Statistical Initialization: PGD for matrix completion or high-dimensional regression requires sufficiently good initializations (e.g. spectral or diagonal thresholding) to enter the basin of linear convergence (Chen et al., 2015, Xu et al., 2024).
Constraint Structure: PGD's efficiency is maximized when constraints are either independent or can be efficiently linearized; highly coupled or nonlinear constraints may require sophisticated solver routines or regularized projections (Nobari et al., 17 Nov 2025, Barbeau et al., 2024).

7. Empirical Performance and Impact

PGD forms the backbone of robust machine learning evaluation, large-scale signal recovery, and high-dimensional inverse problems, frequently matching or exceeding more complex second-order or heuristic solvers in practical speed and robustness (Doldo et al., 25 Mar 2025, Liu et al., 2022, Chen et al., 2015, Barbeau et al., 2024, Nobari et al., 17 Nov 2025).

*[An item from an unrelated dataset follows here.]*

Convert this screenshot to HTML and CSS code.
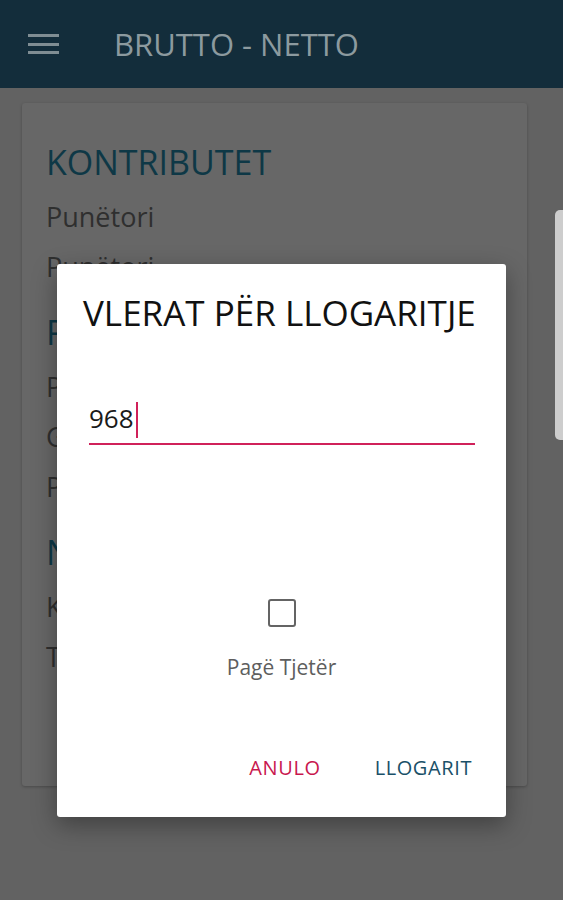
FILE: index.html
```html
<!DOCTYPE html>
<html lang="sq">
<head>
    <meta charset="UTF-8">
    <meta name="viewport" content="width=device-width, initial-scale=1.0">
    <title>Brutto - Netto</title>
    <link rel="stylesheet" href="styles.css">
</head>
<body>
    <div id="appbar">
        <span class="menu">
            <i></i><i></i><i></i>
        </span>
        <h1>BRUTTO - NETTO</h1>
    </div>

    <div id="card">
        <div class="section">
            <h2>KONTRIBUTET</h2>
            <p>Punëtori</p>
            <p>Punëtori</p>
        </div>
        <div class="section">
            <h2>PAGA</h2>
            <p>Paga bruto</p>
            <p>Gjithsej</p>
            <p>Paga neto</p>
        </div>
        <div class="section">
            <h2>NETO</h2>
            <p>Kontributet</p>
            <p>Tatimi</p>
        </div>
    </div>

    <span id="handle"></span>

    <div id="overlay">
        <div id="dialog">
            <h3>VLERAT PËR LLOGARITJE</h3>
            <div class="field">
                <span class="value">968</span><span class="caret"></span>
            </div>
            <div class="check">
                <span class="box"></span>
                <label>Pagë Tjetër</label>
            </div>
            <div class="actions">
                <span class="btn cancel">ANULO</span>
                <span class="btn ok">LLOGARIT</span>
            </div>
        </div>
    </div>
</body>
</html>
```

FILE: styles.css
```css
*{
    padding: 0;
    margin: 0;
    box-sizing: border-box;
}
body{
    width: 563px;
    height: 900px;
    overflow: hidden;
    background-color: #626262;
    font-family: "Open Sans", "Noto Sans", sans-serif;
    position: relative;
}
#appbar{
    height: 88px;
    background-color: #132d3b;
    display: flex;
    align-items: center;
}
#appbar>.menu{
    width: 31px;
    margin-left: 28px;
    display: flex;
    flex-direction: column;
    gap: 5.5px;
}
#appbar>.menu>i{
    display: block;
    height: 3px;
    background-color: #7f8d93;
}
#appbar>h1{
    margin-left: 55px;
    font-size: 31px;
    font-weight: 400;
    color: #8c9a9f;
    line-height: 40px;
}
#card{
    width: 505px;
    margin: 15px 0 0 22px;
    padding: 39px 24px 104px;
    background-color: #676767;
    border-radius: 3px;
    box-shadow: 0 1px 3px rgba(0,0,0,0.25);
}
.section+.section{
    margin-top: 20px;
}
.section>h2{
    font-size: 34px;
    font-weight: 400;
    line-height: 40px;
    color: #0e3846;
    margin-bottom: 10px;
}
.section>p{
    font-size: 27px;
    line-height: 50px;
    color: #2f2f2f;
}
#handle{
    position: absolute;
    top: 210px;
    right: 0;
    width: 8px;
    height: 230px;
    background-color: #cdcdcd;
    border-radius: 5px 0 0 5px;
}
/* dialog over the dimmed page */
#overlay{
    position: absolute;
    top: 0;
    left: 0;
    right: 0;
    bottom: 0;
    display: flex;
    justify-content: center;
    align-items: flex-start;
    padding-top: 264px;
}
#dialog{
    width: 449px;
    height: 553px;
    background-color: #fff;
    border-radius: 3px;
    box-shadow: 0 8px 24px rgba(0,0,0,0.35);
    padding: 29px 31px 0 26px;
    display: flex;
    flex-direction: column;
}
#dialog>h3{
    font-size: 35px;
    font-weight: 400;
    line-height: 40px;
    color: #111;
    white-space: nowrap;
}
.field{
    margin: 70px 0 0 6px;
    height: 42px;
    border-bottom: 2px solid #d0215a;
    display: flex;
    align-items: flex-start;
}
.field>.value{
    font-size: 26px;
    line-height: 30px;
    color: #1a1a1a;
}
.field>.caret{
    width: 2px;
    height: 36px;
    margin: -1px 0 0 2px;
    background-color: #d0215a;
}
.check{
    margin-top: 154px;
    display: flex;
    flex-direction: column;
    align-items: center;
    padding-left: 5px;
}
.check>.box{
    width: 28px;
    height: 28px;
    border: 2.5px solid #646464;
    border-radius: 3px;
}
.check>label{
    margin-top: 27px;
    font-size: 21px;
    line-height: 26px;
    color: #5e5e5e;
}
.actions{
    margin-top: 76px;
    display: flex;
    justify-content: flex-end;
    gap: 54px;
    padding-right: 3px;
}
.btn{
    font-size: 20px;
    line-height: 24px;
    letter-spacing: 0.6px;
}
.cancel{
    color: #c8174e;
}
.ok{
    color: #1a5068;
}
```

Notable empirical outcomes:

On defended ImageNet models for adversarial robustness, cycle-detection PGD yields 90–96% iteration reduction (~10× speedup) (Doldo et al., 25 Mar 2025).
In generative compressed sensing, NPGD with measurement-conditional GAN priors achieves 140–175 $\times$ speedup in signal recovery over classical PGD (Damara et al., 2021).
In deterministic matrix completion, scaled PGD removes condition-number dependence, reaching exact recovery without sensitivity to ill-conditioning (Xu et al., 2024).
In topology optimization, PGD-TO matches MMA and OC in convergence and final compliance but with 10–312× iteration cost reduction (Nobari et al., 17 Nov 2025).
In quantized compressed sensing, PGD achieves information-theoretic limits for sparse and low-complexity signals, matching lower bounds up to log factors (Chen et al., 2024).

PGD's blend of mathematical simplicity, adaptability, and projection-centric architecture ensures continued impact in domains requiring scalable constrained optimization, precise threat evaluation, and efficient recovery under structural priors.